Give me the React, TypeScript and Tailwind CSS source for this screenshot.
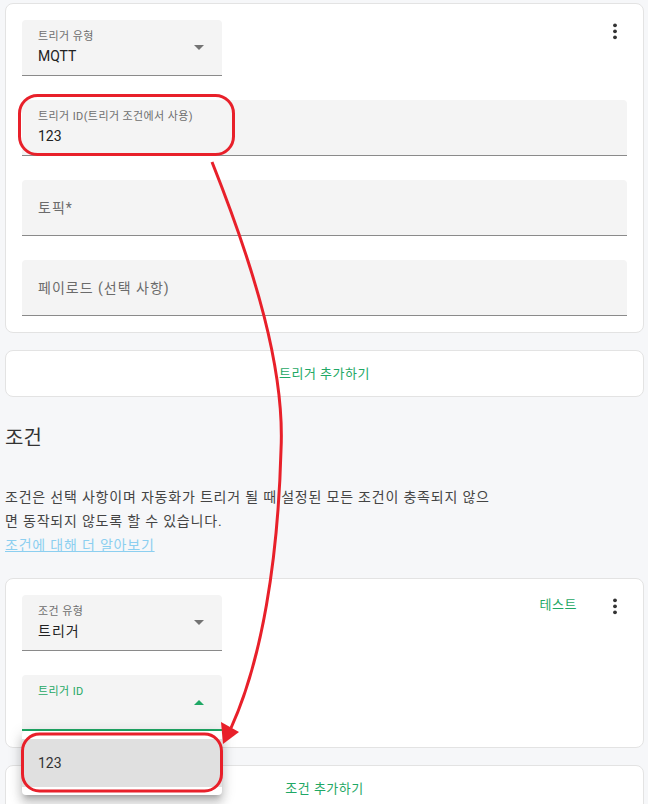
const green = "text-[#1fa865]";

function Kebab() {
  return (
    <svg width="24" height="24" viewBox="0 0 24 24" className="-mt-px shrink-0">
      <circle cx="12" cy="6.3" r="1.9" fill="#333" />
      <circle cx="12" cy="12.3" r="1.9" fill="#333" />
      <circle cx="12" cy="18.3" r="1.9" fill="#333" />
    </svg>
  );
}

function Caret({ up = false, color = "#737373" }: { up?: boolean; color?: string }) {
  return (
    <svg width="10" height="5" viewBox="0 0 10 5" className="shrink-0">
      <polygon points={up ? "0,5 10,5 5,0" : "0,0 10,0 5,5"} fill={color} />
    </svg>
  );
}

function SelectField({ label, value, ko = false }: { label: string; value: string; ko?: boolean }) {
  return (
    <div className="flex h-[56px] w-[200px] items-center justify-between rounded-t-[4px] border-b border-[#8a8a8a] bg-[#f4f4f4] pl-4 pr-[18px]">
      <div className="self-start pt-[10px]">
        <div className="text-[11px] leading-[13px] tracking-[0.4px] text-[#6e6e6e]">{label}</div>
        <div className={`mt-[3px] text-[14px] leading-[20px] text-[#222] ${ko ? "tracking-[1px]" : ""}`}>{value}</div>
      </div>
      <Caret />
    </div>
  );
}

function PlaceholderField({ placeholder }: { placeholder: string }) {
  return (
    <div className="flex h-[56px] w-full items-center rounded-t-[4px] border-b border-[#8a8a8a] bg-[#f4f4f4] px-4">
      <div className="text-[14px] leading-[20px] tracking-[1px] text-[#6b6b6b]">{placeholder}</div>
    </div>
  );
}

function AddCard({ text }: { text: string }) {
  return (
    <div className="mt-[17px] flex h-[47px] items-center justify-center rounded-[8px] border border-[#e3e3e3] bg-white">
      <span className={`text-[13px] tracking-[0.5px] ${green}`}>{text}</span>
    </div>
  );
}

export default function App() {
  return (
    <div className="relative h-[804px] w-[648px] overflow-hidden bg-[#f6f7f9] font-[Roboto,'Noto_Sans_CJK_KR',sans-serif]">
      <div className="pl-[5px] pr-[4px] pt-[3px]">
        {/* trigger card */}
        <div className="rounded-[8px] border border-[#e3e3e3] bg-white p-4">
          <div className="flex items-start justify-between">
            <SelectField label="트리거 유형" value="MQTT" />
            <Kebab />
          </div>
          <div className="mt-6 space-y-6">
            <div className="flex h-[56px] w-full flex-col rounded-t-[4px] border-b border-[#8a8a8a] bg-[#f4f4f4] px-4 pt-[10px]">
              <div className="text-[11px] leading-[13px] tracking-[0.4px] text-[#6e6e6e]">트리거 ID(트리거 조건에서 사용)</div>
              <div className="mt-[3px] text-[14px] leading-[20px] text-[#222]">123</div>
            </div>
            <PlaceholderField placeholder="토픽*" />
            <PlaceholderField placeholder="페이로드 (선택 사항)" />
          </div>
        </div>

        <AddCard text="트리거 추가하기" />

        <h2 className="mt-[27px] text-[20px] font-normal leading-[28px] text-[#333]">조건</h2>
        <p className="mt-[33px] w-[492px] text-[14px] leading-[24px] tracking-[0.8px] text-[#444]">
          조건은 선택 사항이며 자동화가 트리거 될 때 설정된 모든 조건이 충족되지 않으면 동작되지 않도록 할 수 있습니다.
        </p>
        <a className="block text-[14px] leading-[24px] tracking-[0.8px] text-[#8ccff0] underline">조건에 대해 더 알아보기</a>

        {/* condition card */}
        <div className="mt-[21px] rounded-[8px] border border-[#e3e3e3] bg-white p-4">
          <div className="flex items-start justify-between">
            <SelectField label="조건 유형" value="트리거" ko />
            <div className="flex items-start gap-[26px]">
              <span className={`text-[13px] leading-[20px] tracking-[0.5px] ${green}`}>테스트</span>
              <Kebab />
            </div>
          </div>
          <div className="relative mt-6 w-[200px]">
            <div className="flex h-[56px] w-[200px] items-center justify-between rounded-t-[4px] border-b-2 border-[#1fa865] bg-[#f4f4f4] pl-4 pr-[18px]">
              <div className="self-start pt-[10px] text-[11px] leading-[13px] tracking-[0.4px] text-[#1fa865]">트리거 ID</div>
              <Caret up color="#1fa865" />
            </div>
            <div className="absolute left-0 top-full z-10 w-[200px] rounded-[4px] bg-white py-2 shadow-[0_5px_5px_-3px_rgba(0,0,0,0.2),0_8px_10px_1px_rgba(0,0,0,0.14),0_3px_14px_2px_rgba(0,0,0,0.12)]">
              <div className="flex h-[48px] items-center bg-[#e0e0e0] px-4 text-[14px] text-[#333]">123</div>
            </div>
          </div>
        </div>

        <AddCard text="조건 추가하기" />
      </div>

      {/* red annotations */}
      <svg className="pointer-events-none absolute left-0 top-0 z-20" width="648" height="804" viewBox="0 0 648 804">
        <rect x="19.5" y="95.5" width="214" height="59" rx="18" fill="none" stroke="#e8202a" strokeWidth="3" />
        <path d="M212 162 C 255 270, 285 370, 281 450 C 278 560, 262 660, 231 728" fill="none" stroke="#e8202a" strokeWidth="3" />
        <polygon points="221,722 239,732 223,744" fill="#e8202a" />
        <rect x="22.5" y="734" width="199" height="57" rx="17" fill="none" stroke="#e8202a" strokeWidth="3" />
      </svg>
    </div>
  );
}
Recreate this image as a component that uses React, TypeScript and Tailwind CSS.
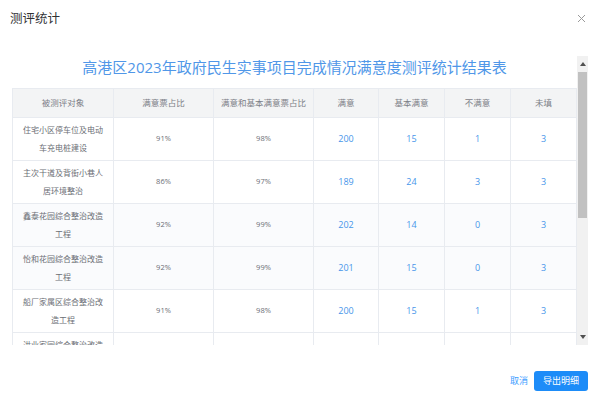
import { useState } from "react";

const rows = [
  { name: "住宅小区停车位及电动车充电桩建设", rate: "91%", rate2: "98%", good: 200, basic: 15, bad: 1, none: 3 },
  { name: "主次干道及背街小巷人居环境整治", rate: "86%", rate2: "97%", good: 189, basic: 24, bad: 3, none: 3 },
  { name: "鑫泰花园综合整治改造工程", rate: "92%", rate2: "99%", good: 202, basic: 14, bad: 0, none: 3, tint: true },
  { name: "怡和花园综合整治改造工程", rate: "92%", rate2: "99%", good: 201, basic: 15, bad: 0, none: 3, tint: true },
  { name: "船厂家属区综合整治改造工程", rate: "91%", rate2: "98%", good: 200, basic: 15, bad: 1, none: 3 },
  { name: "洪业家园综合整治改造工程", rate: "90%", rate2: "98%", good: 198, basic: 16, bad: 2, none: 3 },
];

const heads = ["被测评对象", "满意票占比", "满意和基本满意票占比", "满意", "基本满意", "不满意", "未填"];

// cell shows 10 characters per line
function splitName(name: string) {
  const lines: string[] = [];
  for (let i = 0; i < name.length; i += 10) lines.push(name.slice(i, i + 10));
  return lines;
}

function ScrollBar() {
  return (
    <div className="w-[11px] flex flex-col bg-[#f1f1f1]">
      <div className="h-[16px] flex items-center justify-center">
        <svg width="6" height="4" viewBox="0 0 6 4"><path d="M0 4 L3 0 L6 4 Z" fill="#505050" /></svg>
      </div>
      <div className="h-[146px] mx-[1px] bg-[#c1c1c1]" />
      <div className="flex-1" />
      <div className="h-[16px] flex items-center justify-center">
        <svg width="6" height="4" viewBox="0 0 6 4"><path d="M0 0 L3 4 L6 0 Z" fill="#505050" /></svg>
      </div>
    </div>
  );
}

export default function App() {
  const [open] = useState(true);
  if (!open) return null;

  return (
    <div className="w-[600px] h-[406px] bg-white flex flex-col font-['Open_Sans','Noto_Sans_CJK_SC',sans-serif] overflow-hidden">
      <div className="h-[38px] flex items-center justify-between pl-[10px] pr-[14px]">
        <span className="text-[12.5px] text-[#303133]">测评统计</span>
        <svg width="9" height="9" viewBox="0 0 9 9" className="mb-[2px]">
          <path d="M1 1 L8 8 M8 1 L1 8" stroke="#9a9a9a" strokeWidth="1" />
        </svg>
      </div>

      <div className="mt-[18px] ml-[12px] mr-[12px] h-[289px] flex">
        <div className="flex-1 overflow-hidden">
          <div className="h-[32px] pt-[2px] leading-[18px] text-center text-[15px] text-[#5097e8]">
            高港区2023年政府民生实事项目完成情况满意度测评统计结果表
          </div>
          <table className="w-full table-fixed border-collapse">
            <colgroup>
              <col className="w-[101px]" />
              <col className="w-[100px]" />
              <col className="w-[100px]" />
              <col className="w-[65px]" />
              <col className="w-[66px]" />
              <col className="w-[66px]" />
              <col className="w-[66px]" />
            </colgroup>
            <thead>
              <tr className="h-[29px] bg-[#f3f4f5]">
                {heads.map((h) => (
                  <th key={h} className="border border-[#e8ebf0] font-normal text-[8.5px] text-[#7d8087] px-[2px] whitespace-nowrap">
                    {h}
                  </th>
                ))}
              </tr>
            </thead>
            <tbody>
              {rows.map((r) => (
                <tr key={r.name} className={r.tint ? "h-[43px] bg-[#fafbfd]" : "h-[43px] bg-white"}>
                  <td className="border border-[#e8ebf0] px-[6px] text-[8px] leading-[18px] text-[#6b6e75]">
                    <div className="flex flex-col items-center">
                      {splitName(r.name).map((line) => (
                        <span key={line} className="whitespace-nowrap">{line}</span>
                      ))}
                    </div>
                  </td>
                  <td className="border border-[#e8ebf0] text-center text-[7.5px] text-[#6b6e75]">{r.rate}</td>
                  <td className="border border-[#e8ebf0] text-center text-[7.5px] text-[#6b6e75]">{r.rate2}</td>
                  <td className="border border-[#e8ebf0] text-center text-[9px] text-[#4796ea]">{r.good}</td>
                  <td className="border border-[#e8ebf0] text-center text-[9px] text-[#4796ea]">{r.basic}</td>
                  <td className="border border-[#e8ebf0] text-center text-[9px] text-[#4796ea]">{r.bad}</td>
                  <td className="border border-[#e8ebf0] text-center text-[9px] text-[#4796ea]">{r.none}</td>
                </tr>
              ))}
            </tbody>
          </table>
        </div>
        <ScrollBar />
      </div>

      <div className="mt-[26px] flex items-center justify-end gap-[6px] pr-[12px]">
        <span className="text-[9px] text-[#409eff]">取消</span>
        <button className="w-[54px] h-[20px] rounded-[3px] bg-[#1d8cf8] text-white text-[9px]">导出明细</button>
      </div>
    </div>
  );
}
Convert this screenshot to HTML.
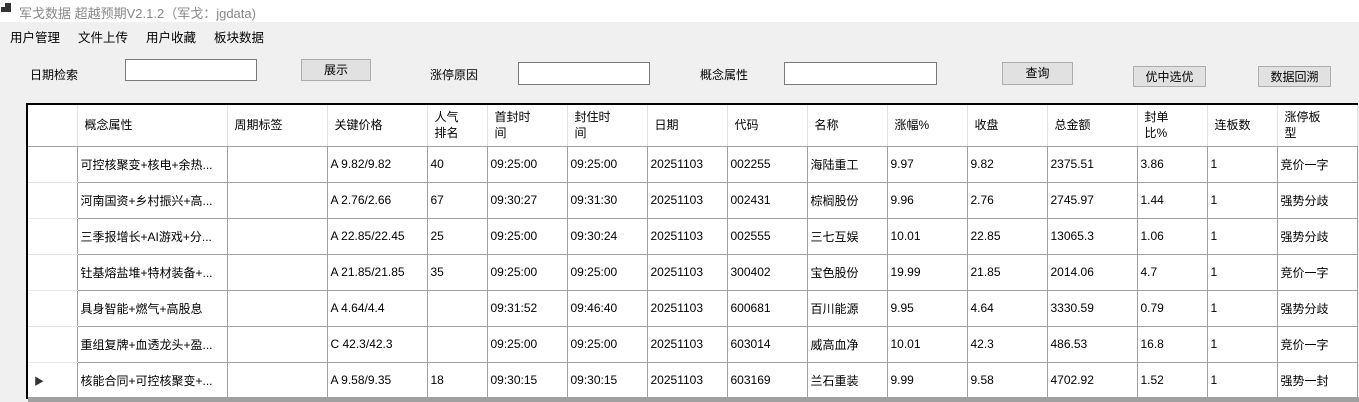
<!DOCTYPE html><html><head><meta charset="utf-8"><style>
*{margin:0;padding:0;box-sizing:border-box}
body{width:1359px;height:402px;overflow:hidden;background:#f0f0f0;font-family:"Liberation Sans","Noto Sans CJK SC",sans-serif;font-size:12px;color:#000;position:relative}
.a{position:absolute;white-space:nowrap}
.title{left:0;top:0;width:1359px;height:22px;background:#fff;color:#888;font-size:13px}
.inp{position:absolute;background:#fff;border:1px solid #7a7a7a}
.btn{position:absolute;background:#e1e1e1;border:1px solid #adadad;text-align:center;font-size:12px}
table{position:absolute;left:26px;top:103px;border-collapse:collapse;background:#fff;table-layout:fixed;border-left:2px solid #000;border-top:2px solid #000}
td{border:1px solid #a0a0a0;height:36px;padding:0 3px;overflow:hidden;white-space:nowrap;font-size:12px}
tr.h td{height:42px;border-color:#e0e0e0;border-bottom-color:#a0a0a0;padding-left:7px;line-height:16px}
td.rh{border-right-color:#a0a0a0;border-top-color:#e6e6e6;border-bottom-color:#e6e6e6}
</style></head><body>
<div class="a title"><span style="position:absolute;left:1px;top:7px;width:5px;height:5px;background:#333"></span><span style="position:absolute;left:5px;top:3px;width:6px;height:9px;background:#333"></span><span style="position:absolute;left:19px;top:3px">军戈数据 超越预期V2.1.2（军戈：jgdata)</span></div>
<div class="a" style="left:10px;top:27px;font-size:12.5px">用户管理</div>
<div class="a" style="left:78px;top:27px;font-size:12.5px">文件上传</div>
<div class="a" style="left:146px;top:27px;font-size:12.5px">用户收藏</div>
<div class="a" style="left:214px;top:27px;font-size:12.5px">板块数据</div>
<div class="a" style="left:30px;top:66px">日期检索</div>
<div class="inp" style="left:125px;top:59px;width:132px;height:22px"></div>
<div class="btn" style="left:301px;top:59px;width:70px;height:22px;line-height:20px">展示</div>
<div class="a" style="left:430px;top:66px">涨停原因</div>
<div class="inp" style="left:518px;top:62px;width:132px;height:23px"></div>
<div class="a" style="left:700px;top:66px">概念属性</div>
<div class="inp" style="left:784px;top:62px;width:153px;height:23px"></div>
<div class="btn" style="left:1002px;top:62px;width:71px;height:23px;line-height:21px">查询</div>
<div class="btn" style="left:1133px;top:66px;width:73px;height:21px;line-height:20px">优中选优</div>
<div class="btn" style="left:1258px;top:66px;width:73px;height:21px;line-height:20px">数据回溯</div>
<table>
<colgroup><col style="width:50px"><col style="width:150px"><col style="width:100px"><col style="width:100px"><col style="width:60px"><col style="width:80px"><col style="width:80px"><col style="width:80px"><col style="width:80px"><col style="width:80px"><col style="width:80px"><col style="width:80px"><col style="width:90px"><col style="width:70px"><col style="width:70px"><col style="width:80px"></colgroup>
<tr class="h"><td class="rh"></td><td>概念属性</td><td>周期标签</td><td>关键价格</td><td>人气<br>排名</td><td>首封时<br>间</td><td>封住时<br>间</td><td>日期</td><td>代码</td><td>名称</td><td>涨幅%</td><td>收盘</td><td>总金额</td><td>封单<br>比%</td><td>连板数</td><td>涨停板<br>型</td></tr>
<tr><td class="rh"></td><td>可控核聚变+核电+余热...</td><td></td><td>A 9.82/9.82</td><td>40</td><td>09:25:00</td><td>09:25:00</td><td>20251103</td><td>002255</td><td>海陆重工</td><td>9.97</td><td>9.82</td><td>2375.51</td><td>3.86</td><td>1</td><td>竞价一字</td></tr>
<tr><td class="rh"></td><td>河南国资+乡村振兴+高...</td><td></td><td>A 2.76/2.66</td><td>67</td><td>09:30:27</td><td>09:31:30</td><td>20251103</td><td>002431</td><td>棕榈股份</td><td>9.96</td><td>2.76</td><td>2745.97</td><td>1.44</td><td>1</td><td>强势分歧</td></tr>
<tr><td class="rh"></td><td>三季报增长+AI游戏+分...</td><td></td><td>A 22.85/22.45</td><td>25</td><td>09:25:00</td><td>09:30:24</td><td>20251103</td><td>002555</td><td>三七互娱</td><td>10.01</td><td>22.85</td><td>13065.3</td><td>1.06</td><td>1</td><td>强势分歧</td></tr>
<tr><td class="rh"></td><td>钍基熔盐堆+特材装备+...</td><td></td><td>A 21.85/21.85</td><td>35</td><td>09:25:00</td><td>09:25:00</td><td>20251103</td><td>300402</td><td>宝色股份</td><td>19.99</td><td>21.85</td><td>2014.06</td><td>4.7</td><td>1</td><td>竞价一字</td></tr>
<tr><td class="rh"></td><td>具身智能+燃气+高股息</td><td></td><td>A 4.64/4.4</td><td></td><td>09:31:52</td><td>09:46:40</td><td>20251103</td><td>600681</td><td>百川能源</td><td>9.95</td><td>4.64</td><td>3330.59</td><td>0.79</td><td>1</td><td>强势分歧</td></tr>
<tr><td class="rh"></td><td>重组复牌+血透龙头+盈...</td><td></td><td>C 42.3/42.3</td><td></td><td>09:25:00</td><td>09:25:00</td><td>20251103</td><td>603014</td><td>威高血净</td><td>10.01</td><td>42.3</td><td>486.53</td><td>16.8</td><td>1</td><td>竞价一字</td></tr>
<tr><td class="rh" style="padding-left:6px;font-size:10px;color:#333">&#9654;</td><td>核能合同+可控核聚变+...</td><td></td><td>A 9.58/9.35</td><td>18</td><td>09:30:15</td><td>09:30:15</td><td>20251103</td><td>603169</td><td>兰石重装</td><td>9.99</td><td>9.58</td><td>4702.92</td><td>1.52</td><td>1</td><td>强势一封</td></tr>
</table>
<div class="a" style="left:28px;top:397px;width:1331px;height:5px;background:#a0a0a0"></div>
</body></html>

----

== What is expected ==
Gather from the data above every line with the string "TypeScript".

== Answer ==
Give me the React, TypeScript and Tailwind CSS source for this screenshot.
Recreate this image as a component that uses React, TypeScript and Tailwind CSS.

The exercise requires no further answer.